In August 2002, a joint US-Russian mission removed 100 pounds of highly enriched uranium from the Vinča Nuclear Institute, to be flown to Russia.

In 2009, it was reported that the nuclear fuel storage pool, containing large quantities of radioactive waste, was in poor condition.

In 2010, 2.5 tonnes of waste, including 13 kg of 80% highly enriched uranium, were transported from Vinča to a reprocessing facility at Mayak, Russia. This was the IAEA's largest ever technical cooperation project, and thousands of police protected the convoys.

Removal of the nuclear waste allows decommissioning of Vinča's remaining reactor to be completed.

In 2012, the Law on Radiation Protection and Nuclear Safety was adopted. It envisioned that within 10 years, that is by 2022, the waste from Vinča must be transferred to the permanent and safe depository location. A new and modern hangar, H3, was built in the meantime, but due to the legal procedures and licensing problems, it is still closed. However, it is meant to be only a transition location where the processed waste from H1 is to be kept before being transported to the permanent location. Still, as of 2018, large quantities of nuclear waste remain in the institute, the permanent location hasn't been selected, and the waste is not being treated and processed at all.

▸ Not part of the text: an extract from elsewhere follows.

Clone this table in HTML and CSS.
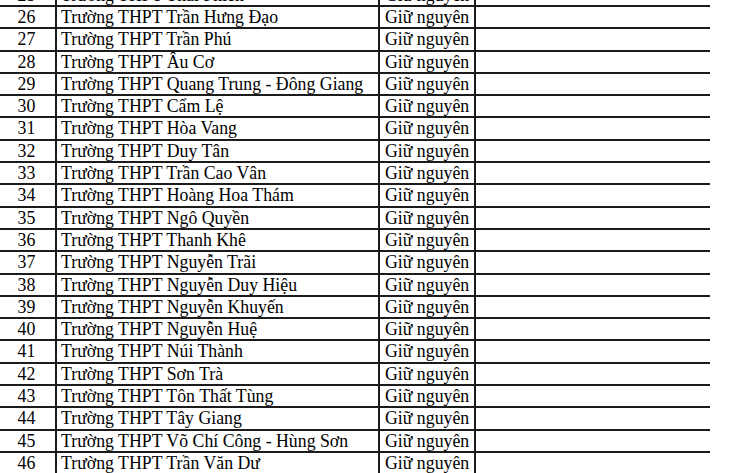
FILE: index.html
```html
<!DOCTYPE html>
<html lang="vi">
<head>
<meta charset="utf-8">
<link rel="stylesheet" href="styles.css">
</head>
<body>
<div class="sheet">
  <div class="table">
    <div class="row"><div class="c num">25</div><div class="c name">Trường THPT Thái Phiên</div><div class="c st">Giữ nguyên</div><div class="c blank"></div></div>
    <div class="row"><div class="c num">26</div><div class="c name">Trường THPT Trần Hưng Đạo</div><div class="c st">Giữ nguyên</div><div class="c blank"></div></div>
    <div class="row"><div class="c num">27</div><div class="c name">Trường THPT Trần Phú</div><div class="c st">Giữ nguyên</div><div class="c blank"></div></div>
    <div class="row"><div class="c num">28</div><div class="c name">Trường THPT Âu Cơ</div><div class="c st">Giữ nguyên</div><div class="c blank"></div></div>
    <div class="row"><div class="c num">29</div><div class="c name">Trường THPT Quang Trung - Đông Giang</div><div class="c st">Giữ nguyên</div><div class="c blank"></div></div>
    <div class="row"><div class="c num">30</div><div class="c name">Trường THPT Cẩm Lệ</div><div class="c st">Giữ nguyên</div><div class="c blank"></div></div>
    <div class="row"><div class="c num">31</div><div class="c name">Trường THPT Hòa Vang</div><div class="c st">Giữ nguyên</div><div class="c blank"></div></div>
    <div class="row"><div class="c num">32</div><div class="c name">Trường THPT Duy Tân</div><div class="c st">Giữ nguyên</div><div class="c blank"></div></div>
    <div class="row"><div class="c num">33</div><div class="c name">Trường THPT Trần Cao Vân</div><div class="c st">Giữ nguyên</div><div class="c blank"></div></div>
    <div class="row"><div class="c num">34</div><div class="c name">Trường THPT Hoàng Hoa Thám</div><div class="c st">Giữ nguyên</div><div class="c blank"></div></div>
    <div class="row"><div class="c num">35</div><div class="c name">Trường THPT Ngô Quyền</div><div class="c st">Giữ nguyên</div><div class="c blank"></div></div>
    <div class="row"><div class="c num">36</div><div class="c name">Trường THPT Thanh Khê</div><div class="c st">Giữ nguyên</div><div class="c blank"></div></div>
    <div class="row"><div class="c num">37</div><div class="c name">Trường THPT Nguyễn Trãi</div><div class="c st">Giữ nguyên</div><div class="c blank"></div></div>
    <div class="row"><div class="c num">38</div><div class="c name">Trường THPT Nguyễn Duy Hiệu</div><div class="c st">Giữ nguyên</div><div class="c blank"></div></div>
    <div class="row"><div class="c num">39</div><div class="c name">Trường THPT Nguyễn Khuyến</div><div class="c st">Giữ nguyên</div><div class="c blank"></div></div>
    <div class="row"><div class="c num">40</div><div class="c name">Trường THPT Nguyễn Huệ</div><div class="c st">Giữ nguyên</div><div class="c blank"></div></div>
    <div class="row"><div class="c num">41</div><div class="c name">Trường THPT Núi Thành</div><div class="c st">Giữ nguyên</div><div class="c blank"></div></div>
    <div class="row"><div class="c num">42</div><div class="c name">Trường THPT Sơn Trà</div><div class="c st">Giữ nguyên</div><div class="c blank"></div></div>
    <div class="row"><div class="c num">43</div><div class="c name">Trường THPT Tôn Thất Tùng</div><div class="c st">Giữ nguyên</div><div class="c blank"></div></div>
    <div class="row"><div class="c num">44</div><div class="c name">Trường THPT Tây Giang</div><div class="c st">Giữ nguyên</div><div class="c blank"></div></div>
    <div class="row"><div class="c num">45</div><div class="c name">Trường THPT Võ Chí Công - Hùng Sơn</div><div class="c st">Giữ nguyên</div><div class="c blank"></div></div>
    <div class="row"><div class="c num">46</div><div class="c name">Trường THPT Trần Văn Dư</div><div class="c st">Giữ nguyên</div><div class="c blank"></div></div>
  </div>
</div>
</body>
</html>
```

FILE: styles.css
```css
html, body {
  margin: 0;
  padding: 0;
  background: #ffffff;
}
body {
  width: 730px;
  height: 473px;
  overflow: hidden;
}
.sheet {
  width: 730px;
  height: 473px;
  overflow: hidden;
}
.table {
  width: 710px;
  margin-top: -15.3px;
  font-family: "Liberation Serif", "Times New Roman", serif;
  font-size: 17.8px;
  color: #000;
}
.row {
  display: grid;
  grid-template-columns: 57px 323px 96px 234px;
  height: 22.3px;
  box-sizing: border-box;
  border-bottom: 2px solid #1c1c1c;
}
.c {
  box-sizing: border-box;
  border-right: 2px solid #1c1c1c;
  line-height: 20.3px;
  white-space: nowrap;
  overflow: hidden;
}
.num {
  text-align: center;
  padding-right: 2px;
}
.name {
  padding-left: 4px;
}
.st {
  padding-left: 5px;
}
.blank {
  border-right: none;
}
```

The waste in Vinča is of low to mid-level radioactivity, which means it is potentially hazardous for the health and safety of the wider area of Serbia, not just for Belgrade. Additionally, after removing all the radioactive waste, the institute can truly be transformed into a modern scientific-business park.

In 2024, the institute was awarded the Sretenje Order, second class.

== Publishing ==
Vinča Nuclear Institute is a publisher of three journals, two among them are listed in Scopus and WoS: Thermal Science and Nuclear Technology & Radiation Protection.